2 System Architecture

We now give a general overview of our system which includes components at various levels of development. Some features of SMARTAPPs have been implemented, others have been studied but have not yet been prototyped while others are still in early stages. We give this high level architectural description that includes both accomplishments as well as work in progress in order to put our work in perspective.

The adaptive run-time system, shown in Figures 1 and 2, consists of a nested multi-level adaptive feedback loop that monitors the application’s performance and, based on the magnitude of deviation from expected performance, compenses with various actions. Such actions may be run-time software adaptation, re-compilation, operating system and hardware reconfiguration. The system shown in Figure 1 uses techniques from a TOOLBOX shown in Figure 2. The TOOLBOX contains application and system specific databases and algorithms for performance evaluation, prediction and system reconfiguration. The tools are supported by architectural and performance models.
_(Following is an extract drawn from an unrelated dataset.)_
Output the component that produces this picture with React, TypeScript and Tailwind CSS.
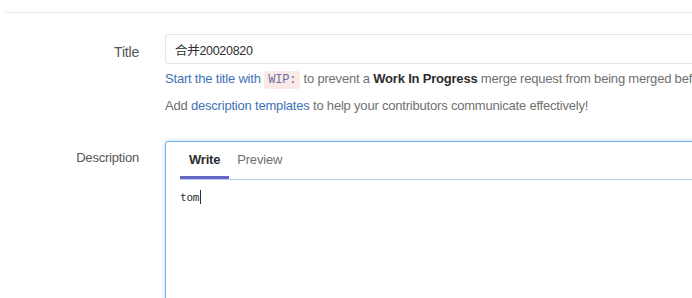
import React from "react";

const App = () => {
  return (
    <div
      className="h-[298px] w-[692px] overflow-hidden bg-white text-[13px] tracking-[-0.2px] text-[#2e2e2e]"
      style={{ fontFamily: "'Liberation Sans', 'Noto Sans CJK SC', sans-serif" }}
    >
      <div className="ml-[6px] mt-[12px] w-[1000px] border-t border-[#e8e8e8] pt-[21px]">
        {/* title row */}
        <div className="flex">
          <label className="w-[133px] pt-[8px] text-right text-[14px] text-[#555]">Title</label>
          <div className="ml-[26px] w-[800px]">
            <input
              readOnly
              value="合并20020820"
              className="h-[30px] w-full rounded-[3px] border border-[#e5e5e5] px-[9px] text-[12.5px] tracking-[-0.3px] text-[#2e2e2e] outline-none"
            />
            <p className="mt-[5px] whitespace-nowrap leading-[20px] text-[#707070]">
              <a className="text-[#3f73b8]">
                Start the title with{" "}
                <code className="rounded-[3px] bg-[#fbe9e7] px-[4px] py-[2px] font-['Liberation_Mono',monospace] text-[12px] text-[#6a70a8]">
                  WIP:
                </code>
              </a>{" "}
              to prevent a <strong className="font-bold text-[#2e2e2e]">Work In Progress</strong> merge
              request from being merged before it's ready.
            </p>
            <p className="mt-[6px] whitespace-nowrap leading-[20px] text-[#707070]">
              Add <a className="text-[#3f73b8]">description templates</a> to help your contributors
              communicate effectively!
            </p>
          </div>
        </div>

        {/* description row */}
        <div className="mt-[25px] flex">
          <label className="w-[133px] pt-[7px] text-right text-[#555]">Description</label>
          <div className="ml-[26px] h-[200px] w-[800px] rounded-[3px] border border-[#73afea] shadow-[0_0_4px_rgba(115,175,234,0.5)]">
            <div className="mx-[14px] flex border-b border-[#b7cdef]">
              <div className="border-b-[3px] border-[#6666c4] px-[9px] pb-[6px] pt-[8px] font-bold text-[#2e2e2e]">
                Write
              </div>
              <div className="px-[8px] pb-[6px] pt-[8px] text-[#707070]">Preview</div>
            </div>
            <div className="px-[14px] pt-[7px] font-['DejaVu_Sans_Mono',monospace] text-[11px] text-[#2e2e2e]">
              tom<span className="ml-[1px] inline-block h-[14px] w-[1px] translate-y-[3px] bg-[#2e2e2e]" />
            </div>
          </div>
        </div>
      </div>
    </div>
  );
};

export default App;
The first stage of preparing a dynamic application for execution occurs outside the proposed run-time system. It is a pre-compilation in which all possible static compiler optimizations are applied. However, for many of the more aggressive and effective code transformations, the needed information is not statically available. For example, if the code solves a sparse adaptive mesh-refinement problem, the initial mesh is read from an input file only at the beginning of the execution and is therefore not available for static compilation. In this case, the compiler may use speculative transformations which will have to be validated at run-time. We will generate an intermediate code that will contain all the necessary compiler-internal information statically available, which will be combined with execution-time information to finish possible optimizations. This additional information will be packaged so that the application could in fact be executed, albeit sub-optimally, without passing through the second run-time compilation stage (the current level of development). Calls to generic algorithms or, when possible, parallel algorithm recognition and substitutions will be either left in their most general form or specialized to

![Figure 1. Smart Application.](image-url)
the extent permitted by static compiler analysis, e.g., type analysis. For example, when a reduction operation is recognized or specifically called by the program, the compiler will possibly decide between the ‘standard’ parallel equivalent or ‘histogram reductions’ if enough knowledge can be extracted from the code [20].
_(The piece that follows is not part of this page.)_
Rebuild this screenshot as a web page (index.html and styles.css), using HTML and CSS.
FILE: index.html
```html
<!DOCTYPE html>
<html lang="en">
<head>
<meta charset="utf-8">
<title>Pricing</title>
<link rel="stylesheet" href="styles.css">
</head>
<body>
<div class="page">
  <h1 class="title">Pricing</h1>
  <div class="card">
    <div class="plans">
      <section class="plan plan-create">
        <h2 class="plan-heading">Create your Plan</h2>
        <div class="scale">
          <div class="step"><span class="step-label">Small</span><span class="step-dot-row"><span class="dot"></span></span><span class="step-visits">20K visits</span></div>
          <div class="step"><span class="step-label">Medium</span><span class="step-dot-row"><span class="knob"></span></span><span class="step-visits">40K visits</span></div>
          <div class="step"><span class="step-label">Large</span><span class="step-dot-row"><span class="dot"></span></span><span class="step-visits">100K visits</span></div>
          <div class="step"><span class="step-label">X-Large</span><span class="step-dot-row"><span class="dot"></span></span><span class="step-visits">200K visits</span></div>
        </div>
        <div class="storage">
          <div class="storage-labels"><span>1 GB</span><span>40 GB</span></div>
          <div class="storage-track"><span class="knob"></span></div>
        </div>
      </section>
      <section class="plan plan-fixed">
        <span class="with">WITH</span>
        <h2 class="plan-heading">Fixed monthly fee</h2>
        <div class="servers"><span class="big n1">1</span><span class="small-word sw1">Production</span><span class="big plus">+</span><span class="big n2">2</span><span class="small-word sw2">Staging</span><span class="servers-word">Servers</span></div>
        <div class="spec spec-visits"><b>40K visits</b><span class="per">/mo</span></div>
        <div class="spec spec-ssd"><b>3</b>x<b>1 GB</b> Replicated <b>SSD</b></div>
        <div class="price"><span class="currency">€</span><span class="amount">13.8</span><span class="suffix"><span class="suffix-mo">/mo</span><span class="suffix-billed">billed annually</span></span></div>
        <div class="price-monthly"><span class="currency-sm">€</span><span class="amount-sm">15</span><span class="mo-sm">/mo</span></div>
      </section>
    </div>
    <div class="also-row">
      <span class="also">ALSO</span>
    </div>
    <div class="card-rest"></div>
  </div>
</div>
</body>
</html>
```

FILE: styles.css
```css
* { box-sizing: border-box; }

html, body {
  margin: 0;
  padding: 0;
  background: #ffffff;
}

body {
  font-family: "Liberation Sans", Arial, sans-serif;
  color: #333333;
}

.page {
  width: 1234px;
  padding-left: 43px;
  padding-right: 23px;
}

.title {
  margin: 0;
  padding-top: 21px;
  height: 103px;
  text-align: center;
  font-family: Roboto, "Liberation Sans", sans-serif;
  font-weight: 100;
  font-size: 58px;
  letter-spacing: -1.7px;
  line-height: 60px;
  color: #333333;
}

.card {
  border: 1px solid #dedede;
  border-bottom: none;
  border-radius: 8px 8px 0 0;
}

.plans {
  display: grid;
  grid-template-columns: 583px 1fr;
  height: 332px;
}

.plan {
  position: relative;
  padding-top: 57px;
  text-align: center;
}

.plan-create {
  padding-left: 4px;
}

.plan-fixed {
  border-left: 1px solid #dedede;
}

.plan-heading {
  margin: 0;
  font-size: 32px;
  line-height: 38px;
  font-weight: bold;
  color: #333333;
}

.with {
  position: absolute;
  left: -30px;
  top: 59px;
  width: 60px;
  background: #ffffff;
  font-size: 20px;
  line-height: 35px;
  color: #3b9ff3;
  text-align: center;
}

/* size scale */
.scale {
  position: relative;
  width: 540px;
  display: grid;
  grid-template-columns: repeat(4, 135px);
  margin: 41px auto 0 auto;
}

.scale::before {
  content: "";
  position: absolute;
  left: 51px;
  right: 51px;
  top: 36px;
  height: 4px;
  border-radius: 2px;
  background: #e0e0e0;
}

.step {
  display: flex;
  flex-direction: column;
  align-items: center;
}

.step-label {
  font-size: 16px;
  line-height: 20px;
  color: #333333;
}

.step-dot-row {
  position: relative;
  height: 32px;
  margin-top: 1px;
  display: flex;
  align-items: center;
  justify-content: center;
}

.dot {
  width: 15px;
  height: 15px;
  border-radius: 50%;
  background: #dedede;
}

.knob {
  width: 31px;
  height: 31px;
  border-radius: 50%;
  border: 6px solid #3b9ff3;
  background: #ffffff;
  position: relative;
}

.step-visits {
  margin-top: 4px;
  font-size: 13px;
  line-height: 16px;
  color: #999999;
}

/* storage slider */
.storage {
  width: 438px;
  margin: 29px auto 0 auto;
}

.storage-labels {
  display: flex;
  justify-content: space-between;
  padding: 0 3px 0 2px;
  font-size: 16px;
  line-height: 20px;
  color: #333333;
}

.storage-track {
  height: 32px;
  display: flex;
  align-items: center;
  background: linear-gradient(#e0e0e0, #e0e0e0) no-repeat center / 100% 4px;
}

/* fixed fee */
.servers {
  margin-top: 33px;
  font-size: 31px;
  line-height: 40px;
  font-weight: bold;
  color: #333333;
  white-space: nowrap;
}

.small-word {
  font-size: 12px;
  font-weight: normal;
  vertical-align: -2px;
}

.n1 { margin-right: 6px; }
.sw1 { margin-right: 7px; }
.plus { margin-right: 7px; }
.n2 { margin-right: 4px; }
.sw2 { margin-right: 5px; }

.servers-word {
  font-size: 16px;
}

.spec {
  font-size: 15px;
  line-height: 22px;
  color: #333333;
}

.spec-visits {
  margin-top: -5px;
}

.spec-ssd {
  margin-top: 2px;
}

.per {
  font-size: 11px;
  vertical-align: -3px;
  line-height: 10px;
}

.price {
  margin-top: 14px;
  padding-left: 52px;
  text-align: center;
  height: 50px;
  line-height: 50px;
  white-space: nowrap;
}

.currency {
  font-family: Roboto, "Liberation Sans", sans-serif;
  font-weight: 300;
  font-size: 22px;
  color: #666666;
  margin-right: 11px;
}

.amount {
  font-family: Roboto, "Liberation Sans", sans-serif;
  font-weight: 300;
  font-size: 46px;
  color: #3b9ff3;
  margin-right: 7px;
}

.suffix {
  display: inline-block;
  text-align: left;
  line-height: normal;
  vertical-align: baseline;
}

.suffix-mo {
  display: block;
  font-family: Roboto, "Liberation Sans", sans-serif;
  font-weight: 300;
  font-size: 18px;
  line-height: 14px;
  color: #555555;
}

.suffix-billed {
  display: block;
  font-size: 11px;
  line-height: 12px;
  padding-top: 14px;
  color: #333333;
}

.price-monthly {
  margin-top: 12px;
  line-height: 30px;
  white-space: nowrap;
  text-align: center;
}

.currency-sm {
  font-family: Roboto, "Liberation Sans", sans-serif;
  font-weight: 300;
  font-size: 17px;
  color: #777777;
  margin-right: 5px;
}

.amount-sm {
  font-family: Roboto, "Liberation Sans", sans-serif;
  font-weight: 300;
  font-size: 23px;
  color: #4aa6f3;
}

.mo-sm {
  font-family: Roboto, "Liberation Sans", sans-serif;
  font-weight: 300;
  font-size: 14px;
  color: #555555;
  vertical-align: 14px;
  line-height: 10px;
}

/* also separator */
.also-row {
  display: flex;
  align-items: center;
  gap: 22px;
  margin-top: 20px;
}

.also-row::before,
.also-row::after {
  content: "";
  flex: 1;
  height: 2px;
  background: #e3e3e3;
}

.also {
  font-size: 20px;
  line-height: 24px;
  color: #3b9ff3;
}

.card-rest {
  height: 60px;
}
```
The second stage in an application’s life is driven by the run-time system. It starts by reading in and/or sampling the input data which are relevant to the ‘unfinished’ optimizations. This ‘relevant’ data is analyzed with fast, approximative methods and essential characteristics are extracted. The result of this analysis will place the instance of this application in a certain ‘functioning domain’ which represents the possible universe of forms that an application can take at run-time. Calls to routines that perform certain standard functions will be specialized by selecting from a library the algorithms and/or their implementations that match the ‘functioning domain’ (code and data) of this particular instantiation of the program. In addition, the run-time system provides information about the type and resource availability of the system on which the application will be executed. Performance monitoring instrumentation is added to the code based on its intrinsic structure as well as that of the run-time environment. Different architectural and operating system features will dictate which parameters are important, and which can be measured.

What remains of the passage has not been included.